It's another fun, easy-to-set-up Science Experiment for Kids from Pow! Science! Here's a very cool way to explore and learn about static electricity in a way that you probably haven't tried before.
An Experiment in Static Electricity
Hey Nerd! It's another fun, easy-to-set-up Science Experiment for Kids from Pow!Science! Here's a very cool way to explore and learn about static electricity in a way that you probably haven't tried before. Best of all, the materials list is super-short, making this an ideal elementary science experiment for your classroom or home school group.
- Empty Aluminum Can (12 oz or close to it)
- Balloon (check for latex allergies!)
- Smooth Flat surface (like a table for the floor)
Step by Step
1. Blow up the balloon and tie it closed.
2. Lay the empty can on its side on your flat work surface. Make sure it's not rolling.
3. Rub the balloon on your hair to "charge it up." SLOWLY bring the balloon closer and closer to the can WITHOUT TOUCHING the can!
With just a little bit of practice, you'll be able to get the can to roll towards the balloon and right across the table or floor. WOW!!
What's Going On?
All matter is made of atoms. All atoms have electrons surrounding them. Thus, there are electrons on the surface of the balloon and on the empty can. Electrons have a NEGATIVE charge. When you rub the balloon on your head, you're adding a tremendously huge number of electrons (from your hair) to the surface of the balloon. This makes the surface of the balloon SUPER NEGATIVE. The surface of the can is only "normal" negative.

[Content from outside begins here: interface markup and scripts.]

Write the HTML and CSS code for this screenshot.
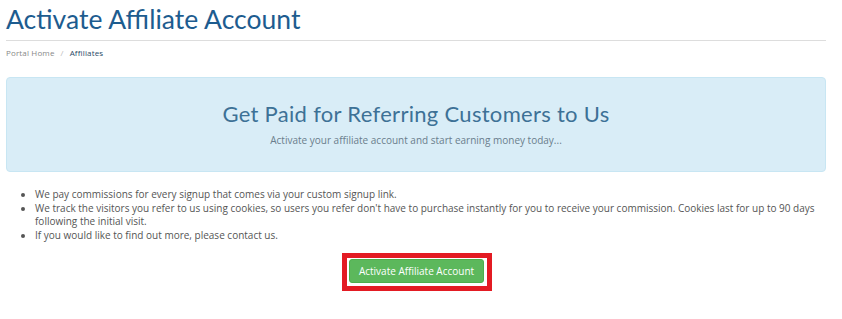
FILE: index.html
```html
<!DOCTYPE html>
<html lang="en">
<head>
<meta charset="utf-8">
<title>Activate Affiliate Account</title>
<link rel="stylesheet" href="styles.css">
</head>
<body>
<div class="page">
  <div class="header">
    <h1 class="title">Activate Affiliate Account</h1>
  </div>
  <ol class="crumbs">
    <li class="crumb"><a class="crumb-link" href="#">Portal Home</a></li>
    <li class="crumb crumb-active">Affiliates</li>
  </ol>
  <div class="hero">
    <h2 class="hero-title">Get Paid for Referring Customers to Us</h2>
    <p class="hero-sub">Activate your affiliate account and start earning money today...</p>
  </div>
  <ul class="points">
    <li>We pay commissions for every signup that comes via your custom signup link.</li>
    <li>We track the visitors you refer to us using cookies, so users you refer don't have to purchase instantly for you to receive your commission. Cookies last for up to 90 days following the initial visit.</li>
    <li>If you would like to find out more, please contact us.</li>
  </ul>
  <div class="actions">
    <span class="highlight"><button class="btn-activate" type="button">Activate Affiliate Account</button></span>
  </div>
</div>
</body>
</html>
```
FILE: styles.css
```css
html, body {
  margin: 0;
  padding: 0;
  background: #ffffff;
}
.page {
  width: 820px;
  padding: 0 16px 0 6px;
  font-family: "Open Sans", "Liberation Sans", sans-serif;
  color: #555555;
}
.header {
  border-bottom: 1px solid #dddddd;
  height: 40px;
}
.title {
  margin: 0;
  padding-top: 3px;
  font-family: "Lato", "Open Sans", sans-serif;
  font-weight: 400;
  font-size: 26.5px;
  line-height: 32px;
  color: #1d5c8f;
}
.crumbs {
  list-style: none;
  margin: 0;
  padding: 6px 0 0 0;
  display: flex;
  font-family: "Open Sans", sans-serif;
  font-size: 8px;
  line-height: 12px;
  letter-spacing: 0.15px;
}
.crumb-link {
  color: #888888;
  text-decoration: none;
}
.crumb + .crumb::before {
  content: "/";
  color: #bbbbbb;
  padding: 0 6px;
}
.crumb-active {
  color: #2a4a66;
}
.hero {
  margin-top: 18px;
  height: 93px;
  background: #d9edf7;
  border: 1px solid #c8e6f3;
  border-radius: 4px;
  text-align: center;
  box-sizing: content-box;
}
.hero-title {
  margin: 0;
  padding-top: 22px;
  font-family: "Lato", "Open Sans", sans-serif;
  font-weight: 400;
  font-size: 22px;
  line-height: 28px;
  letter-spacing: 0.3px;
  color: #3d7196;
}
.hero-sub {
  margin: 5px 0 0 0;
  font-size: 10px;
  line-height: 14px;
  color: #6a7d8c;
}
.points {
  margin: 16px 0 0 0;
  padding-left: 29px;
  font-size: 10px;
  line-height: 13.5px;
  color: #555555;
}
.actions {
  display: flex;
  justify-content: center;
  margin-top: 11px;
  padding-left: 2px;
}
.highlight {
  display: inline-flex;
  border: 5px solid #e31b23;
  padding: 1px 3px 3px 2px;
}
.btn-activate {
  width: 135px;
  height: 24px;
  border: 1px solid #4cae4c;
  border-radius: 3px;
  background: #5cb85c;
  color: #ffffff;
  font-family: "Open Sans", sans-serif;
  font-size: 10px;
  padding: 0;
  cursor: pointer;
}
```
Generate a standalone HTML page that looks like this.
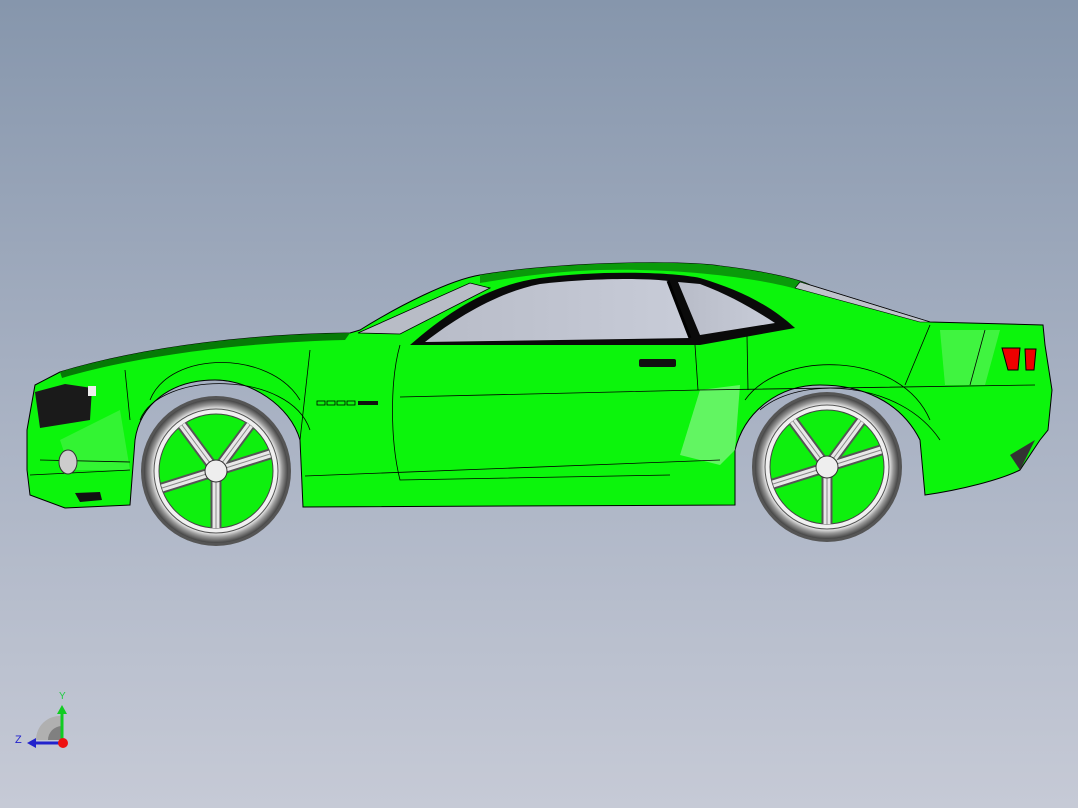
<!DOCTYPE html>
<html><head><style>
html,body{margin:0;padding:0;}
body{width:1078px;height:808px;overflow:hidden;background:linear-gradient(#8696ac 0%,#a5afc1 45%,#c6cad6 100%);font-family:"Liberation Sans",sans-serif;}
svg{position:absolute;left:0;top:0;}
</style></head><body>
<svg width="1078" height="808" viewBox="0 0 1078 808">
<defs>
<radialGradient id="tyre"><stop offset="0.85" stop-color="#ffffff"/><stop offset="0.92" stop-color="#999"/><stop offset="1" stop-color="#444"/></radialGradient>
<linearGradient id="glass" x1="0" y1="0" x2="1" y2="0"><stop offset="0" stop-color="#b8bcc8"/><stop offset="1" stop-color="#c8ccd8"/></linearGradient>
</defs>
<path d="M27,430 L35,385 L60,372 C150,345 260,334 350,333 L360,330 C400,305 450,280 480,275 C560,262 680,260 720,266 C770,272 800,280 810,285 L930,322 L1043,325 L1045,345 L1052,390 L1048,430 L1040,440 L1020,470 C1000,480 960,490 925,495 L920,440 C900,400 860,385 820,385 C780,385 745,410 735,450 L735,505 L303,507 L300,440 C290,405 250,380 215,380 C170,380 140,405 135,440 L130,505 L65,508 L30,495 L27,470 Z" fill="#0cf50c" stroke="#000" stroke-width="1"/>
<path d="M700,390 L740,385 L735,450 L720,465 L680,455 Z" fill="#9df59d" opacity="0.6"/>
<path d="M940,330 L1000,330 L985,385 L945,385 Z" fill="#8ff28f" opacity="0.4"/>
<path d="M60,440 L120,410 L130,470 L70,470 Z" fill="#8ff28f" opacity="0.3"/>
<path d="M60,372 C150,345 260,334 350,333 L345,340 C260,342 150,352 62,378Z" fill="#067a06"/>
<path d="M480,275 C560,262 680,260 720,266 C770,272 800,280 810,285 L800,290 C760,278 680,268 600,270 C540,272 500,280 480,283Z" fill="#0a9a0a"/>
<path d="M358,333 L470,283 L490,288 L400,334 Z" fill="#b8bcc6" stroke="#000" stroke-width="0.8"/>
<path d="M410,345 C450,310 490,285 540,278 C600,270 670,272 700,278 C740,290 770,305 795,328 L700,345 Z" fill="#0a0a0a"/>
<path d="M425,342 C460,315 500,292 540,284 C590,278 650,278 668,281 L690,338 Z" fill="url(#glass)"/>
<path d="M678,282 L700,284 C730,295 755,310 775,323 L700,335 Z" fill="url(#glass)"/>
<line x1="668" y1="281" x2="690" y2="338" stroke="#000" stroke-width="3"/>
<path d="M800,282 L930,322 L920,322 L795,288Z" fill="#c0c4cc" stroke="#000" stroke-width="0.6"/>
<g stroke="#000" stroke-width="0.8" fill="none">
<path d="M310,350 L300,440"/>
<path d="M400,345 C390,380 390,440 400,480 L670,475"/>
<path d="M305,476 L720,460"/>
<path d="M695,345 L698,390"/>
<path d="M747,336 L748,390"/>
<path d="M930,325 L905,385"/>
<path d="M985,330 L970,385"/>
<path d="M400,397 L700,390 L1035,385"/>
<path d="M150,400 C170,350 270,350 300,400"/>
<path d="M140,420 C160,370 290,370 310,430"/>
<path d="M745,400 C780,350 900,350 930,420"/>
<path d="M760,410 C800,375 900,380 940,440"/>
<path d="M125,370 L130,420"/>
<path d="M40,460 L130,462"/>
<path d="M30,475 L130,470"/>
</g>
<path d="M35,392 L65,384 L92,388 L90,420 L40,428 Z" fill="#1a1a1a"/>
<rect x="88" y="386" width="8" height="10" fill="#eee"/>
<ellipse cx="68" cy="462" rx="9" ry="12" fill="#ccc" stroke="#333"/>
<path d="M75,493 L100,492 L102,500 L80,502Z" fill="#111"/>
<rect x="639" y="359" width="37" height="8" rx="2" fill="#111"/>
<g fill="none" stroke="#000" stroke-width="0.8"><rect x="317" y="401" width="8" height="4"/><rect x="327" y="401" width="8" height="4"/><rect x="337" y="401" width="8" height="4"/><rect x="347" y="401" width="8" height="4"/></g>
<rect x="358" y="401" width="20" height="4" fill="#111"/>
<path d="M1002,348 L1020,348 L1018,370 L1008,370Z" fill="#e00" stroke="#000"/>
<path d="M1025,349 L1036,349 L1034,370 L1026,370Z" fill="#e00" stroke="#000"/>
<path d="M1010,455 L1035,440 L1020,470Z" fill="#333"/>
<g id="w">
<circle cx="216" cy="471" r="75" fill="#555"/>
<circle cx="216" cy="471" r="72" fill="url(#tyre)"/>
<circle cx="216" cy="471" r="62" fill="#f0f0f0" stroke="#555"/>
<circle cx="216" cy="471" r="57" fill="#0ef00e" stroke="#444"/>
<g stroke="#555" stroke-width="11">
<line x1="216" y1="471" x2="216" y2="528"/>
<line x1="216" y1="471" x2="270" y2="454"/>
<line x1="216" y1="471" x2="250" y2="425"/>
<line x1="216" y1="471" x2="182" y2="425"/>
<line x1="216" y1="471" x2="162" y2="488"/>
</g>
<g stroke="#e8e8e8" stroke-width="7">
<line x1="216" y1="471" x2="216" y2="528"/>
<line x1="216" y1="471" x2="270" y2="454"/>
<line x1="216" y1="471" x2="250" y2="425"/>
<line x1="216" y1="471" x2="182" y2="425"/>
<line x1="216" y1="471" x2="162" y2="488"/>
</g>
<g stroke="#888" stroke-width="1">
<line x1="216" y1="471" x2="216" y2="528"/>
<line x1="216" y1="471" x2="270" y2="454"/>
<line x1="216" y1="471" x2="250" y2="425"/>
<line x1="216" y1="471" x2="182" y2="425"/>
<line x1="216" y1="471" x2="162" y2="488"/>
</g>
<circle cx="216" cy="471" r="11" fill="#eee" stroke="#333"/>
</g>
<use href="#w" transform="translate(611,-4)"/>
<path d="M36,740 A24,24 0 0 1 62,716 L62,740Z" fill="#b0b0b0"/>
<path d="M48,740 A14,14 0 0 1 62,726 L62,740Z" fill="#808080"/>
<line x1="62" y1="742" x2="62" y2="712" stroke="#1c2" stroke-width="3"/>
<path d="M57,714 L62,705 L67,714Z" fill="#1c2"/>
<line x1="62" y1="743" x2="34" y2="743" stroke="#22c" stroke-width="3"/>
<path d="M36,738 L27,743 L36,748Z" fill="#22c"/>
<circle cx="63" cy="743" r="5" fill="#e11"/>
<text x="59" y="699" font-size="10" fill="#2c4">Y</text>
<text x="15" y="743" font-size="11" fill="#22c">Z</text>
</svg>
</body></html>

So you've got the SUPER NEGATIVE surface of the balloon attracting the merely "normal" negative surface of the can. Usually we say "opposite charges attract." Although the balloon and the can aren't, strictly speaking, opposites, they're "opposite enough" for an attraction to happen!
Things to Talk About
Do only opposite charges attract, or will charges that are simply VERY DIFFERENT from each other attract as well? Will a slightly negative charge be attracted to a REALLY REALLY negative charge?
Have you ever tried sticking a balloon to the wall using a procedure similar to this one? Can you explain how that works now? Why does the balloon stick to the wall only after you rub it on your head? What other objects will a "charged up" balloon attract? Try it!